Consider searching a table that contains Apartment Rental Information: A client using the interface selects a number of criteria that are represented as bit fields in the DB, for instance:
- AllowsPets
- HasParking
- HasDeck
- ModernKitchen
etc..
We are facing a situation where each new client of our software has additional fields they want to allow their end users to search on. The number of bit fields could reach into the hundreds.
I have three approaches that I'm considering and hoping for input and/or a different approach.
- Current approach: Add more bit fields, sql queries are built dynamically and executed using EXEC:
SET @SQL = @SQL + 'l.[NumUnits],' exec(@SQL))
Continue to add more bit fields. (table with 300 columns?)

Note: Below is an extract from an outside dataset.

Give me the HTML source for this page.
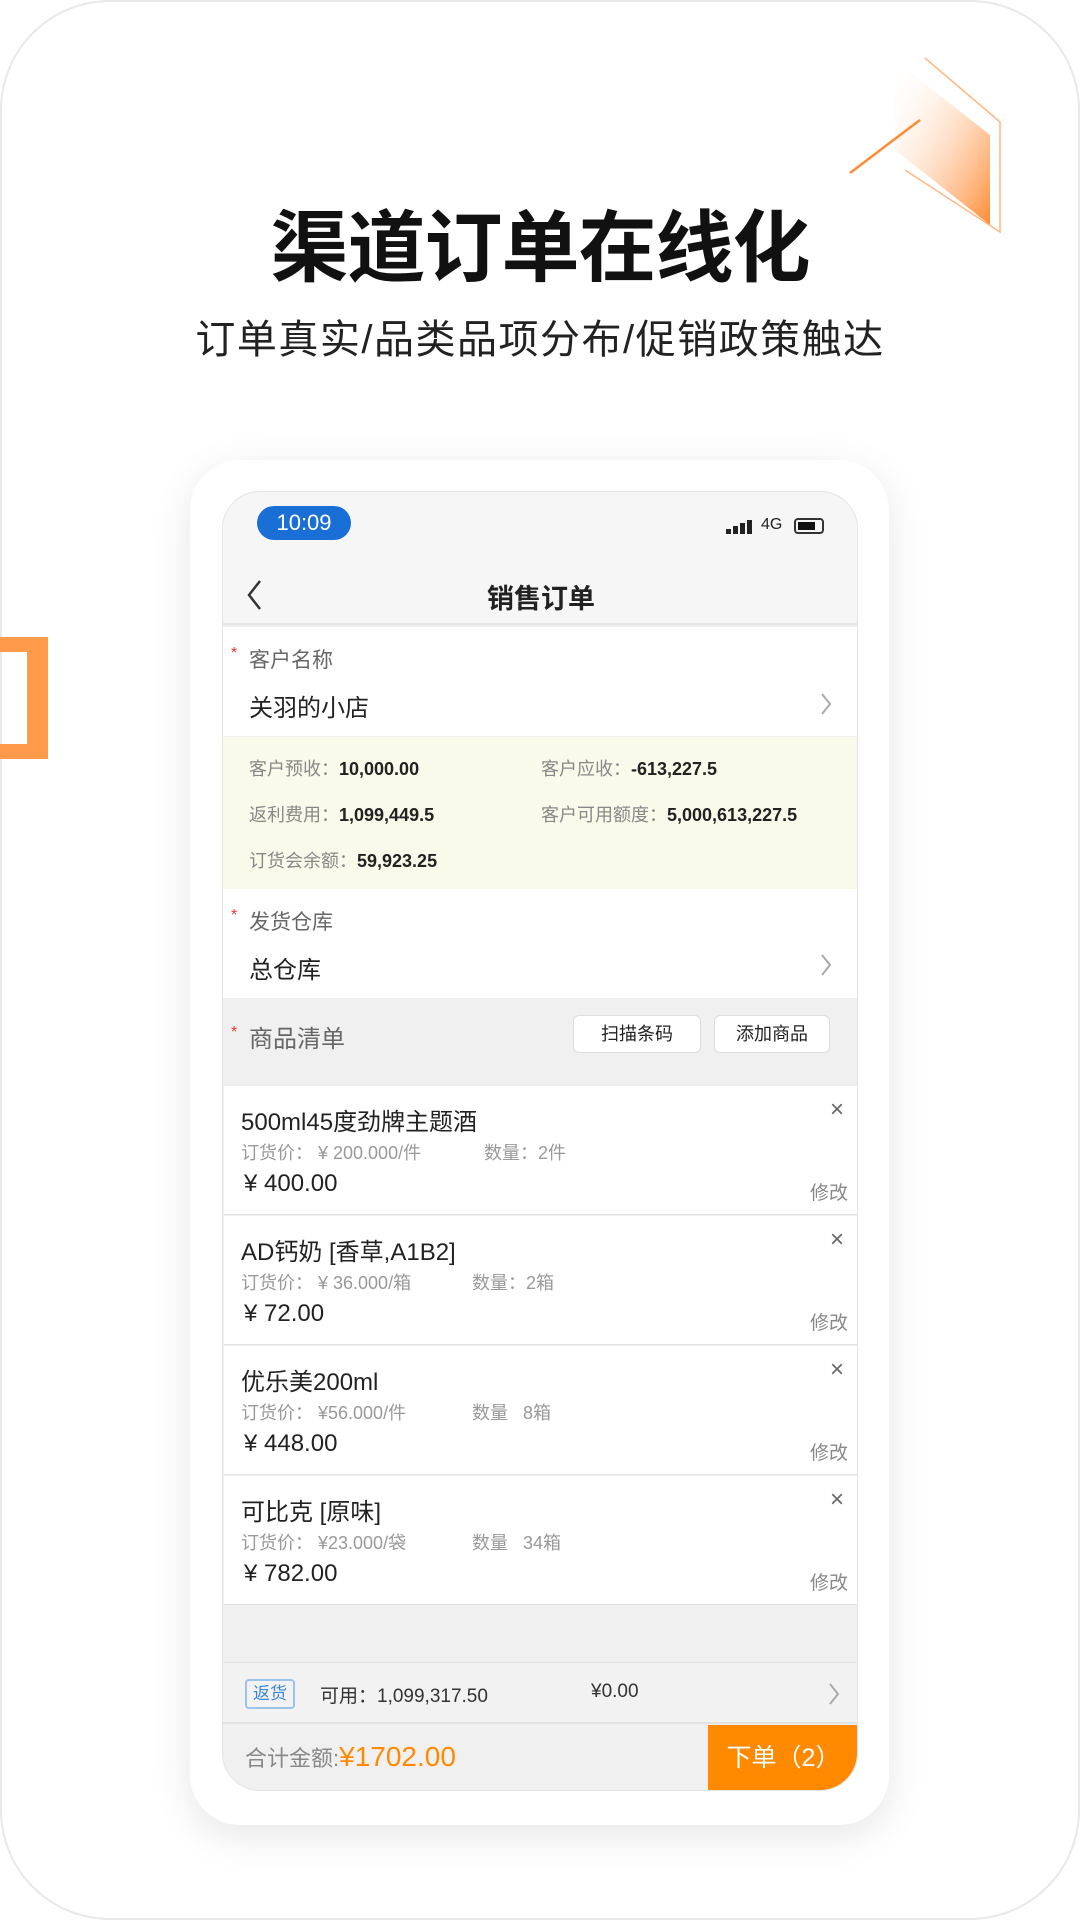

Represent the data as a series of bits in one field. I'm unclear on if this approach will work, consider the 4 sample bit fields I offered above. The field could look like this: 1011 which would indicate false for 'hasparking' but true for all others. What I'm unclear on is how you would structure a query where you didn't care if it was false or true, for instance 1?11 where the person searching needs 1,3 and 4 to be true but doesn't care if 'HasParking' is true or false.
Move to an Attribute based approach where you have a table 'AttributeTypeID' and a table PropertyAttributes, which joins the PropertyID to the AttributeTypeId, new bit fields are simply a row in the AttributeTypeID table.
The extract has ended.